The CNBC Spac 50 index – which tracks 50 of the largest US cash shells looking for deals – has fallen 18 per cent from its February highs. The S&P 500, meanwhile, has gained almost 7 per cent.
The fear is that with hundreds of Spacs with a combined $1 trillion of spending power, including debt – according to Dealogic estimates – some pretty bad deals may end up being struck in order for sponsors to make money.
Regulators are also beginning to move. The US Securities and Exchange Commission (SEC), which has issued a number of warnings in recent times on Spac marketing, is now reportedly considering clamping down on some of the rosy growth projections being made by blank-cheque companies.

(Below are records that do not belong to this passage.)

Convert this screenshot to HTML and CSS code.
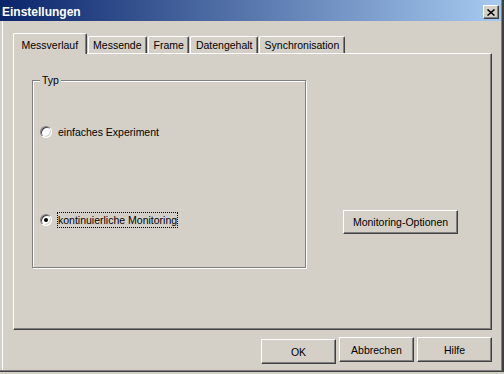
FILE: index.html
```html
<!DOCTYPE html>
<html lang="de">
<head>
    <meta charset="UTF-8">
    <meta name="viewport" content="width=device-width, initial-scale=1.0">
    <title>Einstellungen</title>
    <link rel="stylesheet" href="styles.css">
</head>
<body>
    <div class="window">
        <div class="frame">
            <div class="titlebar">
                <span class="title">Einstellungen</span>
                <button class="close-button">
                    <svg width="8" height="7" viewBox="0 0 8 7" xmlns="http://www.w3.org/2000/svg">
                        <path d="M0.5 0.5L7.5 6.5M7.5 0.5L0.5 6.5" stroke="#000" stroke-width="1.5"/>
                    </svg>
                </button>
            </div>

            <div class="client">
                <div class="tabs">
                    <div class="tab active">Messverlauf</div>
                    <div class="tab">Messende</div>
                    <div class="tab">Frame</div>
                    <div class="tab">Datengehalt</div>
                    <div class="tab">Synchronisation</div>
                </div>

                <div class="panel">
                    <fieldset class="group">
                        <legend>Typ</legend>
                        <div class="option option-first">
                            <span class="radio"></span>
                            <span class="option-label">einfaches Experiment</span>
                        </div>
                        <div class="option option-second">
                            <span class="radio checked"></span>
                            <span class="option-label focused">kontinuierliche Monitoring</span>
                        </div>
                    </fieldset>
                    <button class="button monitoring">Monitoring-Optionen</button>
                </div>

                <div class="footer">
                    <button class="button ok">OK</button>
                    <button class="button">Abbrechen</button>
                    <button class="button">Hilfe</button>
                </div>
            </div>
        </div>
    </div>
</body>
</html>
```

FILE: styles.css
```css
body {
    margin: 0;
    background: #d4d0c8;
    font-family: "Liberation Sans", Arial, sans-serif;
    font-size: 10.5px;
    color: #000;
}

.window {
    width: 504px;
    height: 372px;
    box-sizing: border-box;
    border-right: 2px solid #404040;
    border-bottom: 1px solid #404040;
}

.frame {
    height: 100%;
    box-sizing: border-box;
    border-right: 1px solid #808080;
    border-bottom: 1px solid #808080;
    display: flex;
    flex-direction: column;
}

.titlebar {
    height: 21px;
    box-sizing: border-box;
    padding: 5px 2px 2px 2px;
    display: flex;
    justify-content: space-between;
    background: linear-gradient(to right, #0a246a, #a6caf0);
}

.title {
    color: #fff;
    font-weight: bold;
    font-size: 12px;
    line-height: 15px;
}

.close-button {
    width: 16px;
    height: 14px;
    padding: 0;
    box-sizing: border-box;
    background: #d4d0c8;
    border: 1px solid;
    border-color: #fff #404040 #404040 #fff;
    box-shadow: inset -1px -1px #808080;
    display: flex;
    align-items: center;
    justify-content: center;
}

.client {
    flex: 1;
    margin-left: 2px;
    border-left: 1px solid #fff;
    display: flex;
    flex-direction: column;
}

.tabs {
    display: flex;
    align-items: flex-end;
    margin: 12px 0 0 10px;
    height: 20px;
}

.tab {
    line-height: 16px;
    padding: 0 4.5px;
    margin-right: 1px;
    border-top: 1px solid #fff;
    border-left: 1px solid #fff;
    border-right: 1px solid #404040;
    border-radius: 2px 2px 0 0;
    box-shadow: inset -1px 0 #808080;
    white-space: nowrap;
}

.tab.active {
    position: relative;
    z-index: 1;
    background: #d4d0c8;
    padding: 3px 7.5px 1px;
    margin-bottom: -1px;
}

.panel {
    height: 277px;
    box-sizing: border-box;
    margin: 0 9px 0 10px;
    border-top: 1px solid #fff;
    border-left: 1px solid #fff;
    border-right: 1px solid #404040;
    border-bottom: 1px solid #404040;
    box-shadow: inset -1px -1px #808080;
    display: flex;
    align-items: flex-start;
}

.group {
    box-sizing: border-box;
    width: 274px;
    height: 194px;
    margin: 20px 0 0 18px;
    padding: 0;
    border: 1px solid #808080;
    box-shadow: inset 1px 1px #fff, 1px 1px #fff;
}

.group legend {
    margin-left: 7px;
    padding: 0 2px;
    line-height: 13px;
    background: #d4d0c8;
}

.option {
    display: flex;
    align-items: center;
    height: 16px;
    padding-left: 7px;
}

.option-first {
    margin-top: 37px;
}

.option-second {
    margin-top: 72px;
}

.radio {
    width: 12px;
    height: 12px;
    box-sizing: border-box;
    border-radius: 50%;
    border: 1px solid;
    border-color: #808080 #fff #fff #808080;
    background: #fff;
    box-shadow: inset 1px 1px #404040, inset -1px -1px #d4d0c8;
    display: flex;
    align-items: center;
    justify-content: center;
}

.radio.checked::after {
    content: "";
    width: 4px;
    height: 4px;
    border-radius: 50%;
    background: #000;
}

.option-label {
    margin-left: 5px;
    line-height: 14px;
    border: 1px dotted transparent;
    white-space: nowrap;
}

.option-label.focused {
    border-color: #000;
}

.button {
    width: 75px;
    height: 25px;
    box-sizing: border-box;
    padding: 0;
    font: inherit;
    color: #000;
    background: #d4d0c8;
    border: 1px solid;
    border-color: #fff #404040 #404040 #fff;
    box-shadow: inset -1px -1px #808080;
}

.button.monitoring {
    width: 115px;
    height: 24px;
    margin: 156px 0 0 37px;
}

.footer {
    display: flex;
    justify-content: flex-end;
    align-items: flex-start;
    gap: 3px;
    margin-top: 7px;
    padding-right: 9px;
}

.button.ok {
    margin-top: 2px;
}
```
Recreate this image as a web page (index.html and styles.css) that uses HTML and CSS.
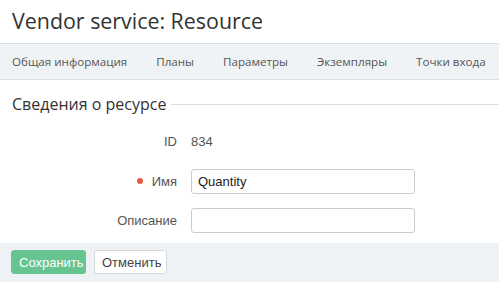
FILE: index.html
```html
<!DOCTYPE html>
<html lang="ru">
<head>
  <meta charset="UTF-8" />
  <title>Vendor service: Resource</title>
  <link rel="stylesheet" href="styles.css">
</head>
<body>
  <h1 class="page-title">Vendor service: Resource</h1>

  <nav class="tabs">
    <a class="tab" href="#">Общая информация</a>
    <a class="tab" href="#">Планы</a>
    <a class="tab" href="#">Параметры</a>
    <a class="tab" href="#">Экземпляры</a>
    <a class="tab" href="#">Точки входа</a>
  </nav>

  <section class="details">
    <div class="section-head">
      <span class="section-title">Сведения о ресурсе</span>
      <span class="section-line"></span>
    </div>

    <div class="form-grid">
      <div class="label">ID</div>
      <div class="value">834</div>

      <label class="label required" for="name">Имя</label>
      <input class="field" type="text" id="name" value="Quantity" />

      <label class="label" for="descr">Описание</label>
      <input class="field" type="text" id="descr" />
    </div>
  </section>

  <footer class="actions">
    <button class="btn btn-save">Сохранить</button>
    <button class="btn btn-cancel">Отменить</button>
  </footer>
</body>
</html>
```
FILE: styles.css
```css
/* Base */
body {
  margin: 0;
  font-family: 'Open Sans', sans-serif;
  color: #333;
  background: #fff;
  width: 499px;
  height: 282px;
  overflow: hidden;
  display: flex;
  flex-direction: column;
}

.page-title {
  margin: 0;
  height: 43px;
  padding: 6px 12px 0;
  box-sizing: border-box;
  font-size: 21.4px;
  font-weight: 400;
  line-height: 30px;
  color: #333;
}

/* Tabs */
.tabs {
  display: flex;
  gap: 29px;
  height: 37px;
  box-sizing: border-box;
  padding: 0 12px;
  align-items: center;
  background: #f0f3f6;
  border-top: 1px solid #d9dee3;
  border-bottom: 1px solid #d9dee3;
}
.tab {
  font-size: 11.6px;
  color: #555;
  text-decoration: none;
  white-space: nowrap;
}

/* Section */
.details {
  flex-grow: 1;
}
.section-head {
  display: flex;
  align-items: center;
  gap: 5px;
  padding: 12px 0 0 12px;
  height: 24px;
}
.section-title {
  font-size: 16px;
  line-height: 24px;
  color: #333;
}
.section-line {
  flex-grow: 1;
  border-top: 1px solid #d9dee3;
  margin-top: 1px;
}

.form-grid {
  display: grid;
  grid-template-columns: 165px 224px;
  column-gap: 14px;
  grid-template-rows: 27px 25px 25px;
  row-gap: 14px;
  margin: 12px 0 0 12px;
  font-family: 'Liberation Sans', Arial, sans-serif;
  font-size: 13px;
  align-items: center;
}
.form-grid .value {
  color: #555;
}
.form-grid .label {
  text-align: right;
  color: #555;
}
.form-grid .label.required::before {
  content: "";
  display: inline-block;
  width: 6px;
  height: 6px;
  border-radius: 50%;
  background: #e9573f;
  margin-right: 9px;
  vertical-align: 2px;
}
.field {
  height: 25px;
  box-sizing: border-box;
  border: 1px solid #c8cdd2;
  border-radius: 3px;
  padding: 0 6px;
  font-family: 'Liberation Sans', Arial, sans-serif;
  font-size: 13px;
  color: #222;
  outline: none;
}

/* Footer buttons */
.actions {
  height: 39px;
  box-sizing: border-box;
  background: #eff2f5;
  display: flex;
  gap: 8px;
  align-items: flex-start;
  padding: 7px 11px 0;
}
.btn {
  height: 24px;
  font-family: 'Liberation Sans', Arial, sans-serif;
  font-size: 13px;
  border-radius: 3px;
  padding: 0 7px;
  cursor: pointer;
}
.btn-save {
  width: 75px;
  background: #66c491;
  color: #fff;
  border: 1px solid #66c491;
}
.btn-cancel {
  width: 73px;
  background: #fff;
  color: #444;
  border: 1px solid #d4d8dc;
}
```
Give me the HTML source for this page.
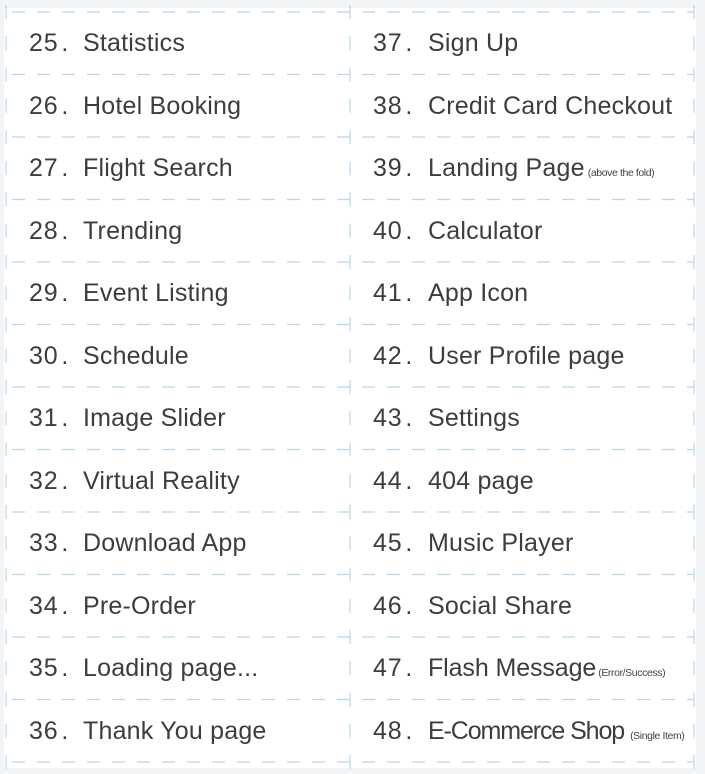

Lawsuits by Spac investors are also beginning to creep up, with allegations of misrepresentations linked to IPOs and claims based on the fiduciary duties of Spac officers and sponsors to investors.
Meanwhile, investments legend Warren Buffett took aim at the Spacs craze during last weekend's annual gathering of investors in his multinational Berkshire Hathaway, calling it "a killer".
Buffett's right-hand man, Charlie Munger, went further. "I call it fee-driven buying," he said of Spacs.
“They’re not buying because it’s a good investment. They’re buying it because the adviser gets a fee. And of course, the more of that you get, the sillier your civilisation is getting.”
But has the market already worked this one out? Only 13 Spacs listed their shares in the US last month after raising $3 billion, marking a massive drop from the 109 blank-cheque companies that raised $35.4 billion in the previous month.